George Osborne, the chair of trustees for the British Museum, has stated that the BM was ‘the victim of an inside job’. On 18 October, Osborne told the House of Commons’ Culture, Media and Sport Committee: ‘There are lots of lessons to be learnt as a result of that, the member of staff has been dismissed by us’. He did not mention Peter Higgs, the BM’s former curator of Greek and Roman art who is suspected of stealing some 2,000 items, by name. Interim director Mark Jones said that a decision to digitise one million as-yet uncatalogued objects from its collection would improve security. Cataloguing will take an estimated five years and cost £10m. Osborne stated that the government has not been approached for financial support; no further details were given regarding funding for the digitisation project.
A wave of bomb threats in France has prompted four evacuations of the Palace of Versailles and one of the Louvre Museum. The threats follow the fatal stabbing of a teacher by an alleged jihadist last week at a school in the northern city of Arras; France was subsequently placed on its the highest state tier of counter-terrorism alert. The threats have been made by phone or email, via through a website launched in 2020 which that allows users to message police officers directly, and via the police’s official police social media accounts. On Thursday, Gérald Darmanin, the French interior minister, announced that 18 people, mainly minors, had been arrested; if found guilty, they could face up to three years in prison and a €45,000 (£39,000) fine.

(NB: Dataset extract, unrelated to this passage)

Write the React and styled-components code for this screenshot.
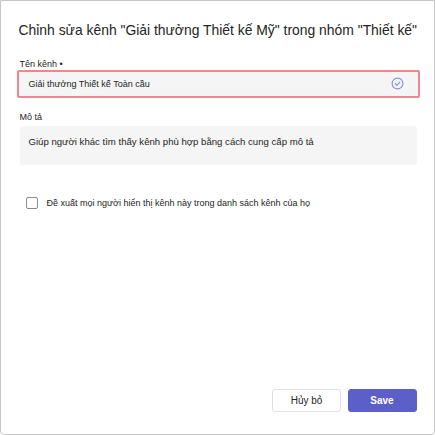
import React from 'react';
import styled, { createGlobalStyle } from 'styled-components';

const GlobalStyle = createGlobalStyle`
  html, body {
    margin: 0;
    padding: 0;
    background: #ffffff;
  }
  body {
    font-family: "Liberation Sans", "Noto Sans", Arial, sans-serif;
    color: #242424;
  }
`;

const App = () => {
  return (
    <>
      <GlobalStyle />
      <Dialog>
        <Title>Chỉnh sửa kênh "Giải thưởng Thiết kế Mỹ" trong nhóm "Thiết kế"</Title>
        <Field $gap={0}>
          <Label>Tên kênh •</Label>
          <InputBox $invalid>
            <InputText>Giải thưởng Thiết kế Toàn cầu</InputText>
            <CheckIcon />
          </InputBox>
        </Field>
        <Field $gap={3}>
          <Label>Mô tả</Label>
          <TextArea>Giúp người khác tìm thấy kênh phù hợp bằng cách cung cấp mô tả</TextArea>
        </Field>
        <CheckRow>
          <Box />
          <CheckLabel>Đề xuất mọi người hiển thị kênh này trong danh sách kênh của họ</CheckLabel>
        </CheckRow>
        <Footer>
          <Button>Hủy bỏ</Button>
          <Button $primary>Save</Button>
        </Footer>
      </Dialog>
    </>
  );
};

const CheckIcon = () => (
  <svg width="13" height="13" viewBox="0 0 13 13" fill="none">
    <circle cx="6.5" cy="6.5" r="5.4" stroke="#8a8fdb" strokeWidth="1.1" />
    <path d="M4.2 6.7 L5.9 8.3 L8.8 5.1" stroke="#8a8fdb" strokeWidth="1.1" strokeLinecap="round" strokeLinejoin="round" />
  </svg>
);

const Dialog = styled.div`
  box-sizing: border-box;
  width: 435px;
  height: 435px;
  border: 1.5px solid #c6c6c6;
  border-radius: 0 0 4px 4px;
  padding: 18.5px 17.5px 22.5px 18.5px;
  display: flex;
  flex-direction: column;
`;

const Title = styled.h1`
  margin: 0 0 19px -1px;
  font-size: 13.9px;
  font-weight: 400;
  line-height: 20px;
  color: #242424;
  white-space: nowrap;
`;

const Field = styled.div`
  display: flex;
  flex-direction: column;
  gap: ${({ $gap }) => $gap}px;
  margin-bottom: 14px;
`;

const Label = styled.div`
  font-size: 9px;
  line-height: 11px;
  color: #242424;
`;

const InputBox = styled.div`
  box-sizing: border-box;
  height: 28px;
  margin: 0 -3px;
  display: flex;
  align-items: center;
  justify-content: space-between;
  padding: 0 13.5px 0 10px;
  background: #f5f5f5;
  border: 2px solid ${({ $invalid }) => ($invalid ? '#f1878c' : 'transparent')};
  border-radius: 2px;
`;

const InputText = styled.span`
  font-size: 9px;
  color: #242424;
`;

const TextArea = styled.div`
  box-sizing: border-box;
  height: 39px;
  padding: 9px 9px;
  background: #f5f5f5;
  border-radius: 3px;
  font-size: 9.6px;
  line-height: 14px;
  color: #242424;
`;

const CheckRow = styled.div`
  display: flex;
  align-items: center;
  gap: 9px;
  margin: 18px 0 0 6px;
`;

const Box = styled.div`
  box-sizing: border-box;
  width: 12px;
  height: 12px;
  border: 1.3px solid #8a8a8a;
  border-radius: 2px;
`;

const CheckLabel = styled.span`
  font-size: 9px;
  color: #242424;
`;

const Footer = styled.div`
  margin-top: auto;
  display: flex;
  justify-content: flex-end;
  gap: 6.5px;
`;

const Button = styled.button`
  box-sizing: border-box;
  width: 69px;
  height: 23px;
  border-radius: 3px;
  font-family: "Liberation Sans", "Noto Sans", Arial, sans-serif;
  font-size: 10px;
  font-weight: ${({ $primary }) => ($primary ? 700 : 400)};
  color: ${({ $primary }) => ($primary ? '#ffffff' : '#242424')};
  background: ${({ $primary }) => ($primary ? '#5b5fc7' : '#ffffff')};
  border: 1px solid ${({ $primary }) => ($primary ? '#5b5fc7' : '#e0e0e0')};
  padding: 0;
`;

export default App;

The Cleveland Museum of Art is suing the Manhattan District Attorney’s office over the seizure of a headless bronze statue, which it claims to have lawfully purchased from the art gallery Edward H. Merrin in 1986. The statue, dating from 150 to 200 BC, is considered to be one of the most significant works in the museum’s collection and is worth an estimated $20m. It was seized by the DA’s office in August this year, as part of an ongoing investigation into antiquities trafficked from Turkey. The lawsuit, filed on 19 October, states that the museum ‘does not question that the New York district attorney sometimes gets it right and returns true stolen items to foreign nations. Based on the evidence adduced thus far and the opinions of experts available to the museum, this is not one of those times.’
The South Korean artist Park Seo-Bo has died at the age of 91. Park came of age during the Korean War and was forcibly enlisted by first North Korea and then South Korea; to avoid being drafted again after graduating from university, he changed his name from Jae-hong to Seo-Bo and lived in hiding. Nevertheless, he became a leading figure of the Art Informel movement – often viewed as the Korean counterpart to Abstract Expressionism – after joining the Contemporary Artists Association (Hyeondae Misul Hyeohoe) in 1957 and came out of hiding after winning a case against the military in 1961. Today, Park is often described as the father of the Dansaekhwa (or ‘monochrome painting’) movement, thanks to the minimalist abstract works he created from the late 1960s onwards – most famously, his Écriture series of neutral-tones canvases with repetitive lines drawn in pencil. A museum dedicated to his work is due to open in Seogwipo on Jeju Island in the summer of 2024.